Monday, 23 de December de 2024 ISSN 1519-7670 - Ano 24 - nº 1319

Jorge da Cunha Lima

‘Uma história da corrupção republicana brasileira, se escrita, haveria de nos surpreender com esse modelo instaurado sob o guarda-chuva do PT. É inédito e digno de ser avaliado.

Vejamos. Adhemar de Barros fazia da corrupção uma estética populista, tanto é que ele próprio estimulou a divulgação da máxima: rouba, mas faz. Pessoalmente não ligava para dinheiro -guardava um bom volume dele num cofre no apartamento da amante. Era um tempo romântico, no qual os militantes revolucionários roubaram o cofre para financiar a guerrilha.

Os militares, se roubaram muito, é difícil dizer. Sem uma imprensa livre, com o Parlamento calado e os títulos voando livres, ao portador, como pegar o ladrão? Mas, se é verdade o que Montoro repetia a toda hora, ‘o poder corrompe, mas o poder absoluto corrompe absolutamente’, não foi um período de santidade moral. Não combateram a corrupção, não fizeram nenhuma reforma substancial dos Poderes.

Já Collor, o protótipo mais afoito da categoria corrupto, roubava para fortalecer uma oligarquia de poder regional, deslumbrada com o dinheiro em si mesmo. Amealhar recursos indevidos era uma finalidade. Conta a lenda que o primeiro bilhão foi comemorado com festas inesquecíveis. Gostavam do poder e do espetáculo do poder, e tinham a ingenuidade de não esconder a volúpia consumista, com relógios Brightling, cascatas domésticas, os abomináveis jet-skis, BMWs e roupas, que só bem mais tarde seriam expostas num incrível templo de consumo edificado na marginal do poluído rio Pinheiros.

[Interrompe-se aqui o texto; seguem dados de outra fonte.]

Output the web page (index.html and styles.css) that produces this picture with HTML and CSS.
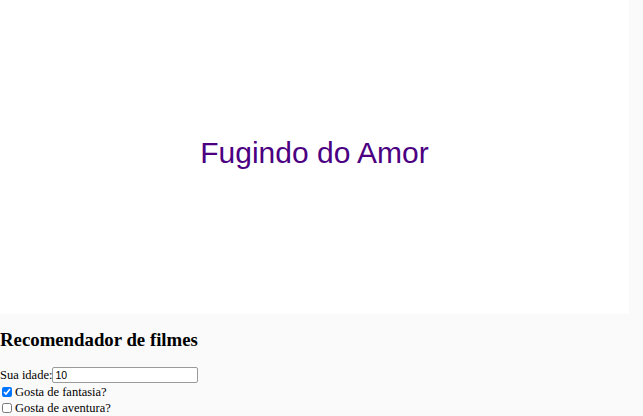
FILE: index.html
```html
<!DOCTYPE html>
<html lang="pt-BR">
<head>
<meta charset="utf-8">
<title>Recomendador de filmes</title>
<link rel="stylesheet" href="styles.css">
</head>
<body>
  <div class="poster">
    <p class="title">Fugindo do Amor</p>
  </div>
  <main class="form">
    <h2 class="heading">Recomendador de filmes</h2>
    <div class="row">
      <label for="idade">Sua idade:</label><input id="idade" class="age" type="text" value="10">
    </div>
    <div class="row">
      <input id="fantasia" class="check" type="checkbox" checked><label for="fantasia">Gosta de fantasia?</label>
    </div>
    <div class="row">
      <input id="aventura" class="check" type="checkbox"><label for="aventura">Gosta de aventura?</label>
    </div>
  </main>
</body>
</html>
```

FILE: styles.css
```css
html, body {
  margin: 0;
  padding: 0;
}
body {
  background: #fafafa;
  font-family: "Liberation Serif", "Times New Roman", serif;
  font-size: 12.5px;
  color: #000;
  height: 416px;
  overflow: hidden;
}
.poster {
  width: 629px;
  height: 314px;
  background: #fff;
  display: flex;
  align-items: center;
  justify-content: center;
}
.title {
  margin: 0 0 8px 0;
  font-family: "Liberation Sans", Arial, sans-serif;
  font-size: 30px;
  color: #4b0082;
}
.heading {
  margin: 15px 0 16px 0;
  font-size: 18.8px;
  font-weight: bold;
  line-height: 22px;
}
.row {
  display: flex;
  align-items: center;
  height: 16px;
  line-height: 16px;
}
.row + .row {
  margin-top: 0.5px;
}
.age {
  box-sizing: border-box;
  width: 146px;
  height: 16px;
  margin: 0;
  padding: 0 2px;
  font-family: "Liberation Sans", Arial, sans-serif;
  font-size: 10.5px;
  border: 1px solid #9a9a9a;
  border-radius: 2px;
  background: #fff;
}
.check {
  width: 10px;
  height: 10px;
  margin: 0 3px 0 2px;
}
```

Houve modelos que se sucederam, quase todos contemplando o enriquecimento pessoal, embora sempre com o pretexto das campanhas eleitorais. Recolher para campanhas tornou-se virtude do coletor bem relacionado e bem credenciado para as retribuições.

O que se está vendo hoje nos depoimentos espontâneos aos órgãos de imprensa, nos depoimentos compulsórios das comissões de inquérito e das CPIs, além das denúncias patrióticas ou vingativas, é o surgimento de um novo modelo de corrupção: uma corrupção estrutural que visa municiar um aparelho partidário para que atue com tranqüilidade no poder e permaneça nele indefinidamente. Enfim, um plano com autonomia de vôo ilimitada.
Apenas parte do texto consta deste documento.